* **DIRECTIONS**: Images are not part of the copy; write out the rest of the data exactly as given.

* START MATERIAL FOR THIS EXERCISE *

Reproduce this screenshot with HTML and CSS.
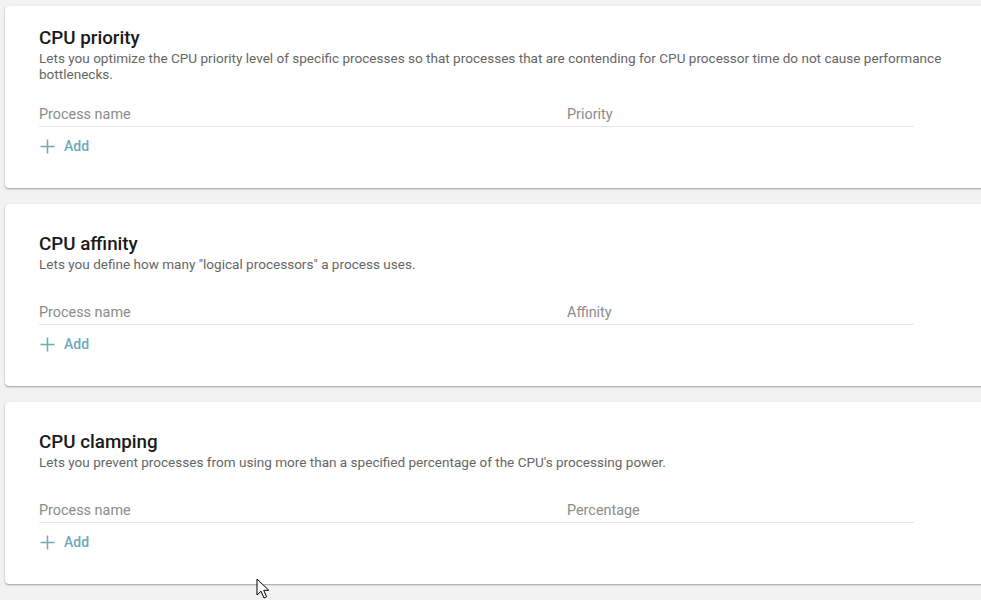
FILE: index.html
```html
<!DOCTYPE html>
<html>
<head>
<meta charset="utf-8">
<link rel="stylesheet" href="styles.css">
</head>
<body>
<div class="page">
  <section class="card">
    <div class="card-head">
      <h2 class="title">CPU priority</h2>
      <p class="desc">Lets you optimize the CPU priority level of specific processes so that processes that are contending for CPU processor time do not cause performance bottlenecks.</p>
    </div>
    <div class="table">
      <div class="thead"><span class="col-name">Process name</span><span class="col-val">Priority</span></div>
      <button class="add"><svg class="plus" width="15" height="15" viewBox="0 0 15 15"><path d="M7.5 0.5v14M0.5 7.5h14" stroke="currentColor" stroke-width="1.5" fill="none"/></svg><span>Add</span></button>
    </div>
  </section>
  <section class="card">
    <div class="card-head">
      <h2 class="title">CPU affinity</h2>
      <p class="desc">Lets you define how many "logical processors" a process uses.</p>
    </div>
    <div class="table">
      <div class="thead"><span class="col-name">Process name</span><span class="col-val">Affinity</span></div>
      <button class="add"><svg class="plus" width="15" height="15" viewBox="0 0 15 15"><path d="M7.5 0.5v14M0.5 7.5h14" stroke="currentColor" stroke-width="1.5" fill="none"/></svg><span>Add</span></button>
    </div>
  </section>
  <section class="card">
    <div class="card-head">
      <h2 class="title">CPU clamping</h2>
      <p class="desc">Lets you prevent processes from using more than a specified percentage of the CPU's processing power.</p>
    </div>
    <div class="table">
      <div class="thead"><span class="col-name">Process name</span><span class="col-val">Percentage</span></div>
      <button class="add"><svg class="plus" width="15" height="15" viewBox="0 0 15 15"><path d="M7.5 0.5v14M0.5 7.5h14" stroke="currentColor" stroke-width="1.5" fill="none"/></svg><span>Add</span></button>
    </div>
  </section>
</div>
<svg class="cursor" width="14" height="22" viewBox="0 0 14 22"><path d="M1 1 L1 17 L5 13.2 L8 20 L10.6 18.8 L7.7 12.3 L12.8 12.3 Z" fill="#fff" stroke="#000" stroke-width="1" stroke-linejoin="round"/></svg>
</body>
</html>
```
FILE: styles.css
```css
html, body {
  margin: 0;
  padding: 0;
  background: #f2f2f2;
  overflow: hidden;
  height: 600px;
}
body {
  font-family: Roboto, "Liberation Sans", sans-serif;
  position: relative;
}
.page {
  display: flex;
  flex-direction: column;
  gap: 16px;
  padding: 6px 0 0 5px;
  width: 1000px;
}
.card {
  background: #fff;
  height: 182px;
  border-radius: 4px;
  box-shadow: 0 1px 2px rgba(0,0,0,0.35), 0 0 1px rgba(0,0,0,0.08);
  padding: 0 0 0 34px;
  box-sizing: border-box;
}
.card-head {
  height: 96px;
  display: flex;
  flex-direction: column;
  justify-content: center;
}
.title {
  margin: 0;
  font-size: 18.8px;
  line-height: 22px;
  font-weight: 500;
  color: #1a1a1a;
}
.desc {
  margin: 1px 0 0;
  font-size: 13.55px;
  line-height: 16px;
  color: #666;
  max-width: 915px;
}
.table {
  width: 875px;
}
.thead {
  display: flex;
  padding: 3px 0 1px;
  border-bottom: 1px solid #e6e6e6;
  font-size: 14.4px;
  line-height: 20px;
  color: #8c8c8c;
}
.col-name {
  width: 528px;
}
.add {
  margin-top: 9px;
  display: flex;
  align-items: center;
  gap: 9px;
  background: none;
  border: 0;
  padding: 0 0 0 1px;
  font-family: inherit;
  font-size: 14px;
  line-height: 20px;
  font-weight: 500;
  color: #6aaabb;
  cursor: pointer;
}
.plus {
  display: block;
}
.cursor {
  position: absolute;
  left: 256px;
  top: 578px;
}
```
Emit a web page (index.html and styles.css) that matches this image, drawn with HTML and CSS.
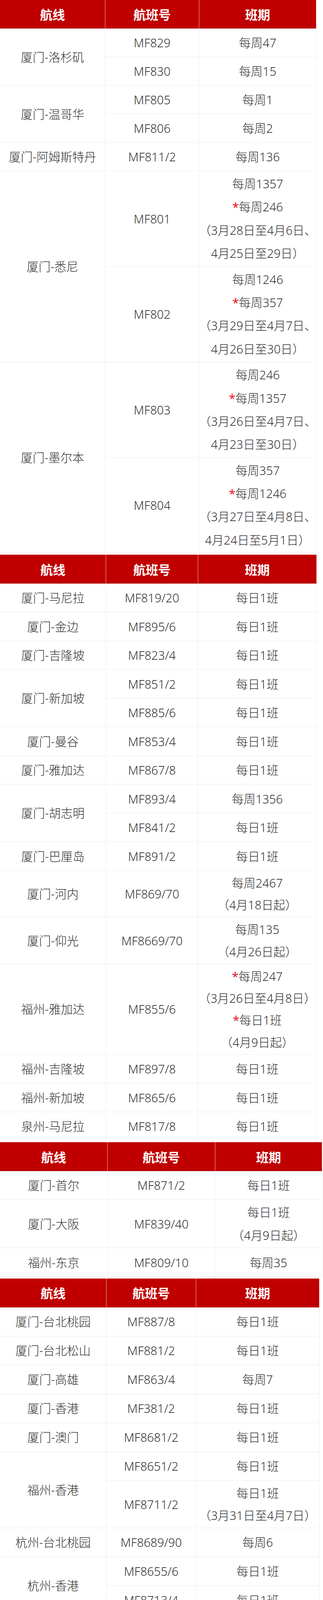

* END MATERIAL FOR THIS EXERCISE *

* **FULL OUTPUT**:
Reproduce this screenshot with HTML and CSS.
FILE: index.html
```html
<!DOCTYPE html>
<html>
<head>
<meta charset="utf-8">
<link rel="stylesheet" href="styles.css">
</head>
<body>
<div class="page">
  <section class="card">
    <div class="card-head">
      <h2 class="title">CPU priority</h2>
      <p class="desc">Lets you optimize the CPU priority level of specific processes so that processes that are contending for CPU processor time do not cause performance bottlenecks.</p>
    </div>
    <div class="table">
      <div class="thead"><span class="col-name">Process name</span><span class="col-val">Priority</span></div>
      <button class="add"><svg class="plus" width="15" height="15" viewBox="0 0 15 15"><path d="M7.5 0.5v14M0.5 7.5h14" stroke="currentColor" stroke-width="1.5" fill="none"/></svg><span>Add</span></button>
    </div>
  </section>
  <section class="card">
    <div class="card-head">
      <h2 class="title">CPU affinity</h2>
      <p class="desc">Lets you define how many "logical processors" a process uses.</p>
    </div>
    <div class="table">
      <div class="thead"><span class="col-name">Process name</span><span class="col-val">Affinity</span></div>
      <button class="add"><svg class="plus" width="15" height="15" viewBox="0 0 15 15"><path d="M7.5 0.5v14M0.5 7.5h14" stroke="currentColor" stroke-width="1.5" fill="none"/></svg><span>Add</span></button>
    </div>
  </section>
  <section class="card">
    <div class="card-head">
      <h2 class="title">CPU clamping</h2>
      <p class="desc">Lets you prevent processes from using more than a specified percentage of the CPU's processing power.</p>
    </div>
    <div class="table">
      <div class="thead"><span class="col-name">Process name</span><span class="col-val">Percentage</span></div>
      <button class="add"><svg class="plus" width="15" height="15" viewBox="0 0 15 15"><path d="M7.5 0.5v14M0.5 7.5h14" stroke="currentColor" stroke-width="1.5" fill="none"/></svg><span>Add</span></button>
    </div>
  </section>
</div>
<svg class="cursor" width="14" height="22" viewBox="0 0 14 22"><path d="M1 1 L1 17 L5 13.2 L8 20 L10.6 18.8 L7.7 12.3 L12.8 12.3 Z" fill="#fff" stroke="#000" stroke-width="1" stroke-linejoin="round"/></svg>
</body>
</html>
```
FILE: styles.css
```css
html, body {
  margin: 0;
  padding: 0;
  background: #f2f2f2;
  overflow: hidden;
  height: 600px;
}
body {
  font-family: Roboto, "Liberation Sans", sans-serif;
  position: relative;
}
.page {
  display: flex;
  flex-direction: column;
  gap: 16px;
  padding: 6px 0 0 5px;
  width: 1000px;
}
.card {
  background: #fff;
  height: 182px;
  border-radius: 4px;
  box-shadow: 0 1px 2px rgba(0,0,0,0.35), 0 0 1px rgba(0,0,0,0.08);
  padding: 0 0 0 34px;
  box-sizing: border-box;
}
.card-head {
  height: 96px;
  display: flex;
  flex-direction: column;
  justify-content: center;
}
.title {
  margin: 0;
  font-size: 18.8px;
  line-height: 22px;
  font-weight: 500;
  color: #1a1a1a;
}
.desc {
  margin: 1px 0 0;
  font-size: 13.55px;
  line-height: 16px;
  color: #666;
  max-width: 915px;
}
.table {
  width: 875px;
}
.thead {
  display: flex;
  padding: 3px 0 1px;
  border-bottom: 1px solid #e6e6e6;
  font-size: 14.4px;
  line-height: 20px;
  color: #8c8c8c;
}
.col-name {
  width: 528px;
}
.add {
  margin-top: 9px;
  display: flex;
  align-items: center;
  gap: 9px;
  background: none;
  border: 0;
  padding: 0 0 0 1px;
  font-family: inherit;
  font-size: 14px;
  line-height: 20px;
  font-weight: 500;
  color: #6aaabb;
  cursor: pointer;
}
.plus {
  display: block;
}
.cursor {
  position: absolute;
  left: 256px;
  top: 578px;
}
```
Emit a web page (index.html and styles.css) that matches this image, drawn with HTML and CSS.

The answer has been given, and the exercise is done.